Posto isto, liga-se delicadamente, à mão, a mistura de gemas de ovos com as claras em castelo.
“Esta é uma torta que precisa de descansar. Por exemplo, no pão de ló, assim que temos a massa pronta, levamo-la ao forno. Neste caso não. Há que fazer o deslace. Ou seja, vamos deixar a massa descansar 30 minutos já nas suas formas. As gemas vão separar-se das claras [as gemas descem]”, explica-nos Nuno.
Um processo que confere a natureza particular a estas trouxas. Isto porque será o lado mais húmido, o das gemas, que, quando enrolada a torta, ficará exposto ao ar. “Julgo que, historicamente, o deslace é fruto de uma distração. Alguém se esqueceu da massa e, querendo-a aproveitar pensou, ´vamos ver o que isto dá´. E deu isto”, acrescenta Nuno com um sorriso.
Entretanto, o forno já aqueceu. Está nos 200 ºC. As trouxas descansaram a meia hora da praxe. “Está a ver?
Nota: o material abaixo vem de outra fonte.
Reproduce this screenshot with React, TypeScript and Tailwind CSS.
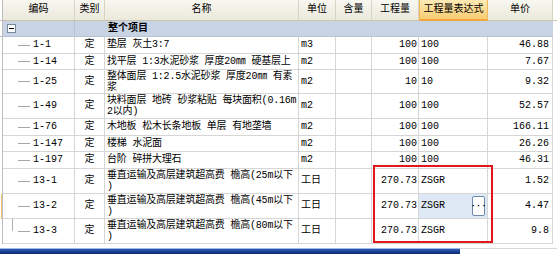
import React from "react";

type Row = {
  code: string;
  kind: string;
  name: string[];
  unit: string;
  qty: string;
  expr: string;
  price: string;
  h: string;
  current?: boolean;
};

const rows: Row[] = [
  { code: "1-1", kind: "定", name: ["垫层 灰土3:7"], unit: "m3", qty: "100", expr: "100", price: "46.88", h: "h-[17px]" },
  { code: "1-14", kind: "定", name: ["找平层 1:3水泥砂浆 厚度20㎜ 硬基层上"], unit: "m2", qty: "100", expr: "100", price: "7.67", h: "h-[16px]" },
  { code: "1-25", kind: "定", name: ["整体面层 1:2.5水泥砂浆 厚度20㎜ 有素", "浆"], unit: "m2", qty: "10", expr: "10", price: "9.32", h: "h-[24px]" },
  { code: "1-49", kind: "定", name: ["块料面层 地砖 砂浆粘贴 每块面积(0.16m", "2以内)"], unit: "m2", qty: "100", expr: "100", price: "52.57", h: "h-[25px]" },
  { code: "1-76", kind: "定", name: ["木地板 松木长条地板 单层 有地垄墙"], unit: "m2", qty: "100", expr: "100", price: "166.11", h: "h-[17px]" },
  { code: "1-147", kind: "定", name: ["楼梯 水泥面"], unit: "m2", qty: "100", expr: "100", price: "26.26", h: "h-[16px]" },
  { code: "1-197", kind: "定", name: ["台阶 碎拼大理石"], unit: "m2", qty: "100", expr: "100", price: "46.31", h: "h-[17px]" },
  { code: "13-1", kind: "定", name: ["垂直运输及高层建筑超高费 檐高(25m以下", ")"], unit: "工日", qty: "270.73", expr: "ZSGR", price: "1.52", h: "h-[25px]" },
  { code: "13-2", kind: "定", name: ["垂直运输及高层建筑超高费 檐高(45m以下", ")"], unit: "工日", qty: "270.73", expr: "ZSGR", price: "4.47", h: "h-[25px]", current: true },
  { code: "13-3", kind: "定", name: ["垂直运输及高层建筑超高费 檐高(80m以下", ")"], unit: "工日", qty: "270.73", expr: "ZSGR", price: "9.8", h: "h-[25px]" },
];

const grid = "grid grid-cols-[3px_72px_30px_194px_37px_36px_47px_69px_65px_4px]";
const cell = "border-r border-b border-[#d6d6d6] flex items-center overflow-hidden whitespace-nowrap";
const head = "border-r border-b border-r-[#d8d4c4] border-b-[#c8c4b2] flex items-center justify-center whitespace-nowrap";

export default function App() {
  return (
    <div className="relative w-[557px] h-[254px] overflow-hidden bg-white text-[10px] leading-[12px] text-black font-['Liberation_Mono','Noto_Sans_CJK_SC',monospace]">
      {/* header */}
      <div className={`${grid} h-[21px] bg-gradient-to-b from-[#f8f7f1] to-[#ebe8da]`}>
        <div className="border-r border-b border-[#bdbdbd] bg-white" />
        <div className={head}>编码</div>
        <div className={head}>类别</div>
        <div className={head}>名称</div>
        <div className={head}>单位</div>
        <div className={head}>含量</div>
        <div className={head}>工程量</div>
        <div className="flex items-center justify-center border-x border-b-2 border-x-[#f0b85a] border-b-[#f1a63a] bg-gradient-to-b from-[#fdeab4] to-[#f8cc72]">
          工程量表达式
        </div>
        <div className={head}>单价</div>
        <div className="border-b border-[#c8c4b2] bg-white" />
      </div>

      {/* group row */}
      <div className={`${grid} h-[16px] bg-[#c8d4e4]`}>
        <div className="border-r border-b border-[#bdbdbd] bg-white" />
        <div className="border-r border-b border-r-[#b7c3d5] border-b-[#b7c3d5] flex items-center pl-[4px]">
          <span className="flex h-[9px] w-[9px] items-center justify-center border border-[#7a8a9e] bg-white">
            <span className="h-px w-[5px] bg-black" />
          </span>
        </div>
        <div className="border-b border-[#b7c3d5]" />
        <div className="border-b border-[#b7c3d5] flex items-center pl-[3px] font-bold">整个项目</div>
        <div className="border-b border-[#b7c3d5]" />
        <div className="border-b border-[#b7c3d5]" />
        <div className="border-b border-[#b7c3d5]" />
        <div className="border-b border-[#b7c3d5]" />
        <div className="border-b border-[#b7c3d5]" />
        <div className="bg-white" />
      </div>

      {rows.map((r, i) => (
        <div key={r.code} className={`${grid} ${r.h}`}>
          <div className="border-r border-[#bdbdbd] bg-white flex">
            {r.current && <span className="ml-px w-[2px] bg-[#f3c173]" />}
          </div>
          <div className={`${cell} relative pl-[15px]`}>
            {i === rows.length - 1 && <span className="absolute left-[9px] top-0 h-1/2 w-px bg-[#b0b0b0]" />}
            <span className="h-px w-[12px] bg-[#a8a8a8]" />
            <span className="ml-[3px]">{r.code}</span>
          </div>
          <div className={`${cell} justify-center`}>{r.kind}</div>
          <div className={`${cell} pl-[2px] tracking-[-0.2px]`}>
            <div className={r.name.length > 1 ? "leading-[11px]" : ""}>
              {r.name.map((l) => (
                <div key={l}>{l}</div>
              ))}
            </div>
          </div>
          <div className={`${cell} pl-[2px]`}>{r.unit}</div>
          <div className={cell} />
          <div className={`${cell} justify-end pr-[1px]`}>{r.qty}</div>
          <div className={`${cell} pl-[2px] ${r.current ? "bg-[#dfe8f5]" : ""}`}>
            <span>{r.expr}</span>
            {r.current && (
              <span className="ml-auto mr-[2px] flex h-[20px] w-[13px] items-center justify-center rounded-[2px] border border-[#6f8aa8] bg-white text-[9px] font-bold leading-none">
                ···
              </span>
            )}
          </div>
          <div className={`${cell} justify-end pr-[3px]`}>{r.price}</div>
          <div className="bg-white" />
        </div>
      ))}

      {/* bottom strip */}
      <div className="h-[4px] bg-white" />
      <div className="flex h-[6px]">
        <div className="w-[460px] border-t border-[#9fb8e6] bg-gradient-to-b from-[#2f5cb8] to-[#0c2770]" />
        <div className="flex-1 border-t border-[#d8d8d8] bg-white" />
      </div>

      {/* annotation */}
      <div className="pointer-events-none absolute left-[373px] top-[165px] h-[78px] w-[120px] border-2 border-[#e3161d]" />
    </div>
  );
}
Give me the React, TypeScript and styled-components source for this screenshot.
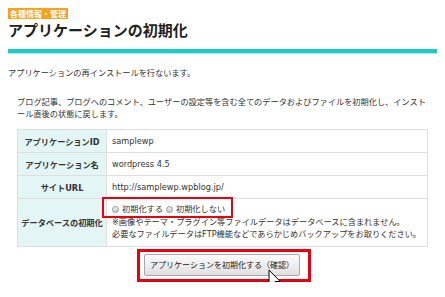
import React from "react";
import styled, { createGlobalStyle } from "styled-components";

const Global = createGlobalStyle`
  html, body { background: #fff; }
  body {
    margin: 8px;
    font-family: "DejaVu Sans", "Noto Sans CJK JP", sans-serif;
    color: #333;
    font-size: 8.2px;
  }
`;

const Page = styled.div`
  position: relative;
`;

const Header = styled.div`
  display: flex;
  flex-direction: column;
  align-items: flex-start;
`;

const Badge = styled.span`
  display: inline-block;
  background: #f8a11d;
  color: #fff;
  font-weight: bold;
  font-size: 8px;
  line-height: 11px;
  padding: 0 2px;
  font-family: "Noto Sans CJK JP", sans-serif;
`;

const Title = styled.h1`
  margin: 1px 0 0;
  font-size: 15px;
  line-height: 20px;
  font-weight: bold;
  color: #222;
  font-family: "Noto Sans CJK JP", sans-serif;
`;

const Rule = styled.div`
  height: 4px;
  background: #1ecbc2;
  margin-top: 9px;
  box-shadow: 0 1px 0 #a6ebe6;
`;

const Lead = styled.p`
  margin: 13px 0 0;
  line-height: 14px;
`;

const Note = styled.p`
  margin: 16px 0 0 9px;
  max-width: 414px;
  line-height: 12px;
`;

const Table = styled.table`
  margin: 9px 0 0 9px;
  width: 411px;
  border-collapse: collapse;
`;

const Th = styled.th`
  width: 88px;
  background: #e4f5f5;
  border: 1px solid #dedede;
  font-weight: bold;
  text-align: center;
  height: 22px;
  padding: 0;
  color: #333;
`;

const Td = styled.td`
  border: 1px solid #dedede;
  padding: 0 5px;
  line-height: 12px;
  color: #333;
`;

const TallTd = styled(Td)`
  padding: 4px 5px 6px;
`;

const RadioGroup = styled.span`
  position: relative;
  display: inline-flex;
  align-items: center;
  gap: 3px;
  &::after {
    content: "";
    position: absolute;
    left: -10px;
    right: -8px;
    top: -6px;
    bottom: -3px;
    border: 2px solid #e50012;
    pointer-events: none;
  }
`;

const RadioLabel = styled.label`
  display: inline-flex;
  align-items: center;
  gap: 3px;
`;

const RadioDot = styled.span`
  width: 7px;
  height: 7px;
  box-sizing: border-box;
  border-radius: 50%;
  border: 1px solid #9a9a9a;
  background: linear-gradient(#f0f0f0, #c8c8c8);
`;

const Line = styled.div``;

const ButtonRow = styled.div`
  display: flex;
  justify-content: center;
  margin-top: 2px;
`;

const Highlight = styled.div`
  position: relative;
  border: 3px solid #e50012;
  padding: 2px 8px 3px 4px;
  margin-left: 3px;
`;

const Button = styled.button`
  display: block;
  width: 156px;
  height: 22px;
  border: 1px solid #a8a8a8;
  border-radius: 2px;
  background: linear-gradient(#fbfbfb, #e0e0e0);
  font-family: "Noto Sans CJK JP", sans-serif;
  font-size: 8px;
  color: #222;
  padding: 0;
`;

const Cursor = styled.svg`
  position: absolute;
  left: 128px;
  top: 17px;
`;

const rows = [
  { label: "アプリケーションID", value: "samplewp" },
  { label: "アプリケーション名", value: "wordpress 4.5" },
  { label: "サイトURL", value: "http://samplewp.wpblog.jp/" },
];

export default function App() {
  return (
    <Page>
      <Global />
      <Header>
        <Badge>各種情報・管理</Badge>
        <Title>アプリケーションの初期化</Title>
      </Header>
      <Rule />
      <Lead>アプリケーションの再インストールを行ないます。</Lead>
      <Note>
        ブログ記事、ブログへのコメント、ユーザーの設定等を含む全てのデータおよびファイルを初期化し、インストール直後の状態に戻します。
      </Note>
      <Table>
        <tbody>
          {rows.map((r) => (
            <tr key={r.label}>
              <Th>{r.label}</Th>
              <Td>{r.value}</Td>
            </tr>
          ))}
          <tr>
            <Th>データベースの初期化</Th>
            <TallTd>
              <Line>
                <RadioGroup>
                  <RadioLabel>
                    <RadioDot />
                    初期化する
                  </RadioLabel>
                  <RadioLabel>
                    <RadioDot />
                    初期化しない
                  </RadioLabel>
                </RadioGroup>
              </Line>
              <Line>※画像やテーマ・プラグイン等ファイルデータはデータベースに含まれません。</Line>
              <Line>必要なファイルデータはFTP機能などであらかじめバックアップをお取りください。</Line>
            </TallTd>
          </tr>
        </tbody>
      </Table>
      <ButtonRow>
        <Highlight>
          <Button>アプリケーションを初期化する（確認）</Button>
          <Cursor width="14" height="22" viewBox="0 0 14 22">
            <path
              d="M1 1 L1 17 L4.8 13.3 L7.4 19.6 L9.8 18.6 L7.2 12.5 L12.3 12.5 Z"
              fill="#fff"
              stroke="#000"
              strokeWidth="1"
              strokeLinejoin="miter"
            />
          </Cursor>
        </Highlight>
      </ButtonRow>
    </Page>
  );
}
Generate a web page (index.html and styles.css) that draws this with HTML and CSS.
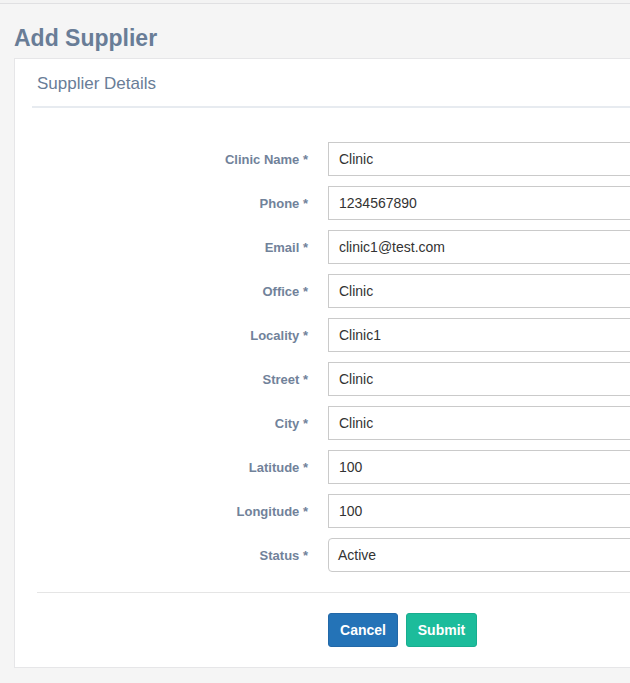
FILE: index.html
```html
<!DOCTYPE html>
<html>
<head>
<meta charset="utf-8">
<link rel="stylesheet" href="styles.css">
</head>
<body>
<div class="topbar"></div>
<div class="page">
  <h1 class="page-title">Add Supplier</h1>
  <div class="card">
    <div class="card-head">Supplier Details</div>
    <form class="form">
      <div class="row"><label class="lbl">Clinic Name *</label><input class="field" value="Clinic"></div>
      <div class="row"><label class="lbl">Phone *</label><input class="field" value="1234567890"></div>
      <div class="row"><label class="lbl">Email *</label><input class="field" value="clinic1@test.com"></div>
      <div class="row"><label class="lbl">Office *</label><input class="field" value="Clinic"></div>
      <div class="row"><label class="lbl">Locality *</label><input class="field" value="Clinic1"></div>
      <div class="row"><label class="lbl">Street *</label><input class="field" value="Clinic"></div>
      <div class="row"><label class="lbl">City *</label><input class="field" value="Clinic"></div>
      <div class="row"><label class="lbl">Latitude *</label><input class="field" value="100"></div>
      <div class="row"><label class="lbl">Longitude *</label><input class="field" value="100"></div>
      <div class="row"><label class="lbl">Status *</label><div class="field select">Active</div></div>
      <div class="actions">
        <button type="button" class="btn btn-blue">Cancel</button>
        <button type="button" class="btn btn-green">Submit</button>
      </div>
    </form>
  </div>
</div>
</body>
</html>
```

FILE: styles.css
```css
html, body {
  margin: 0;
  padding: 0;
  background: #f5f5f5;
  overflow: hidden;
  font-family: "Liberation Sans", Arial, sans-serif;
}
.topbar {
  height: 3px;
  background: #f3f3f3;
  border-bottom: 1px solid #e0e0e2;
}
.page {
  padding: 0 0 16px 14px;
}
.page-title {
  margin: 0;
  padding-top: 20px;
  height: 34px;
  font-size: 23px;
  line-height: 28px;
  font-weight: bold;
  color: #697d97;
}
.card {
  width: 720px;
  background: #fff;
  border: 1px solid #e6e6e8;
  padding: 0 0 20px 17px;
}
.card-head {
  height: 47px;
  line-height: 50px;
  padding-left: 5px;
  font-size: 17px;
  color: #697d97;
  border-bottom: 2px solid #e7ebf0;
}
.form {
  padding-top: 34px;
}
.row {
  display: flex;
  align-items: center;
  margin-bottom: 10px;
}
.lbl {
  width: 276px;
  flex: none;
  text-align: right;
  font-size: 13px;
  font-weight: bold;
  color: #71829a;
  margin-right: 20px;
}
.field {
  box-sizing: border-box;
  flex: 1;
  height: 34px;
  border: 1px solid #cacaca;
  border-radius: 0;
  padding: 0 10px;
  font-family: "Liberation Sans", Arial, sans-serif;
  font-size: 14px;
  color: #333;
  background: #fff;
  outline: none;
  margin: 0;
}
.select {
  border-radius: 4px;
  line-height: 32px;
  padding-left: 9px;
}
.actions {
  margin-top: 20px;
  margin-left: 5px;
  border-top: 1px solid #e5e5e5;
  padding-top: 20px;
  padding-left: 291px;
  display: flex;
  gap: 8px;
}
.btn {
  height: 34px;
  border-radius: 3px;
  font-family: "Liberation Sans", Arial, sans-serif;
  font-size: 14px;
  font-weight: bold;
  color: #fff;
  cursor: pointer;
}
.btn-blue {
  width: 70px;
  padding: 0;
  background: #2473b7;
  border: 1px solid #2268a8;
}
.btn-green {
  width: 71px;
  padding: 0;
  background: #1cbc9b;
  border: 1px solid #19ad8f;
}
```
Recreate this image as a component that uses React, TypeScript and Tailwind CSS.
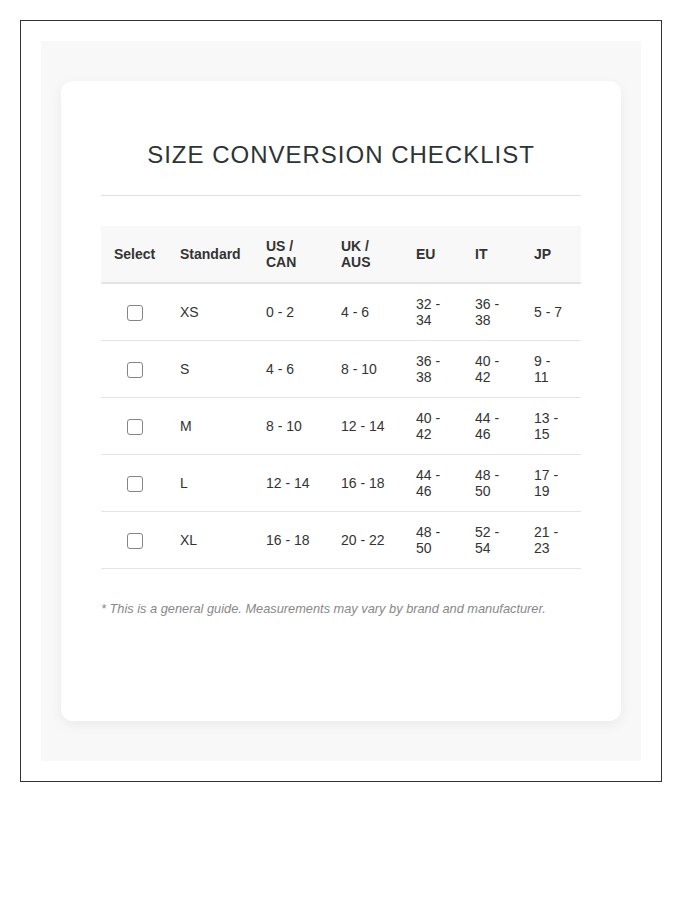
const rows = [
  { std: "XS", us: "0 - 2", uk: "4 - 6", eu: "32 - 34", it: "36 - 38", jp: "5 - 7" },
  { std: "S", us: "4 - 6", uk: "8 - 10", eu: "36 - 38", it: "40 - 42", jp: "9 - 11" },
  { std: "M", us: "8 - 10", uk: "12 - 14", eu: "40 - 42", it: "44 - 46", jp: "13 - 15" },
  { std: "L", us: "12 - 14", uk: "16 - 18", eu: "44 - 46", it: "48 - 50", jp: "17 - 19" },
  { std: "XL", us: "16 - 18", uk: "20 - 22", eu: "48 - 50", it: "52 - 54", jp: "21 - 23" },
];

export default function App() {
  return (
    <div className="min-h-[900px] bg-white font-['Liberation_Sans',Arial,sans-serif] text-[#333]">
      <div className="m-5 w-[642px] border border-[#333] p-5">
        <div className="h-[720px] bg-[#f8f8f8] px-5 py-10">
          <div className="h-[640px] rounded-xl bg-white px-10 pt-10 shadow-[0_4px_14px_rgba(0,0,0,0.06)]">
            <div className="border-b border-[#e0e0e0] pt-[19px] pb-[25px] text-center">
              <h1 className="text-[24px] leading-[30px] font-normal tracking-[1px] text-[#2d3436]">
                SIZE CONVERSION CHECKLIST
              </h1>
            </div>

            <table className="mt-[30px] w-[480px] table-fixed border-collapse text-[14px] leading-4">
              <colgroup>
                <col className="w-[67px]" />
                <col className="w-[86px]" />
                <col className="w-[75px]" />
                <col className="w-[75px]" />
                <col className="w-[59px]" />
                <col className="w-[59px]" />
                <col className="w-[59px]" />
              </colgroup>
              <thead>
                <tr className="border-b-2 border-[#e4e4e4] bg-[#f8f8f8] text-left font-bold text-[#333]">
                  <th className="px-3 py-3 text-center">Select</th>
                  <th className="px-3 py-3">Standard</th>
                  <th className="px-3 py-3">US /<br />CAN</th>
                  <th className="px-3 py-3">UK /<br />AUS</th>
                  <th className="px-3 py-3">EU</th>
                  <th className="px-3 py-3">IT</th>
                  <th className="px-3 py-3">JP</th>
                </tr>
              </thead>
              <tbody>
                {rows.map((r) => (
                  <tr key={r.std} className="h-[57px] border-b border-[#e4e4e4] align-middle">
                    <td className="px-3 py-3 text-center">
                      <input
                        type="checkbox"
                        className="m-0 inline-block h-4 w-4 appearance-none rounded-[3px] border border-[#858585] bg-white align-middle"
                      />
                    </td>
                    <td className="px-3 py-3">{r.std}</td>
                    <td className="px-3 py-3">{r.us}</td>
                    <td className="px-3 py-3">{r.uk}</td>
                    <td className="px-3 py-3">
                      <div className="max-w-[34px]">{r.eu}</div>
                    </td>
                    <td className="px-3 py-3">
                      <div className="max-w-[34px]">{r.it}</div>
                    </td>
                    <td className="px-3 py-3">
                      <div className="max-w-[34px]">{r.jp}</div>
                    </td>
                  </tr>
                ))}
              </tbody>
            </table>

            <p className="mt-[30px] text-[12.8px] italic text-[#888]">
              * This is a general guide. Measurements may vary by brand and manufacturer.
            </p>
          </div>
        </div>
      </div>
    </div>
  );
}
A massa está talhada”, sublinha o pasteleiro, agitando o tabuleiro onde descansam as trouxas. Agitam-se em movimento gelatinoso. Vão, agora, conhecer o calor do forno onde ficarão 15 minutos sob o olhar atento de Nuno.
As trouxas estão douradas, quentes e aromáticas. Terminou o seu percurso no forno. Soltam-se, sem resistirem, das formas que as aconchegaram. O doceiro vira-as e, delícia, aqui está o amarelo sol que reconhecemos às tortas desta feição. Com carinho, Nuno Gil, dispõe as quatro dezenas de retângulos sobre a bancada forrada com papel vegetal. É hora de entregarmos à massa a espessura do doce de ovos, ali barrado e ao qual se acrescenta uma pitada de canela em pó.
Chegou o momento, feito de gestos precisos e cuidadosos. Com dedos experientes, o pasteleiro enrola a massa sobre si mesma. Um processo que leva o doce de ovos a extravasar o interior da sua casa de massa esponjosa, conquistando os bordos da trouxa. Está pronta e Nuno Gil suspira. “Naturalmente a experiência dá-nos segurança e, sabemos, que dificilmente nos sai mal. Mas é uma alegria vê-las, assim, perfeitas”, enfatiza.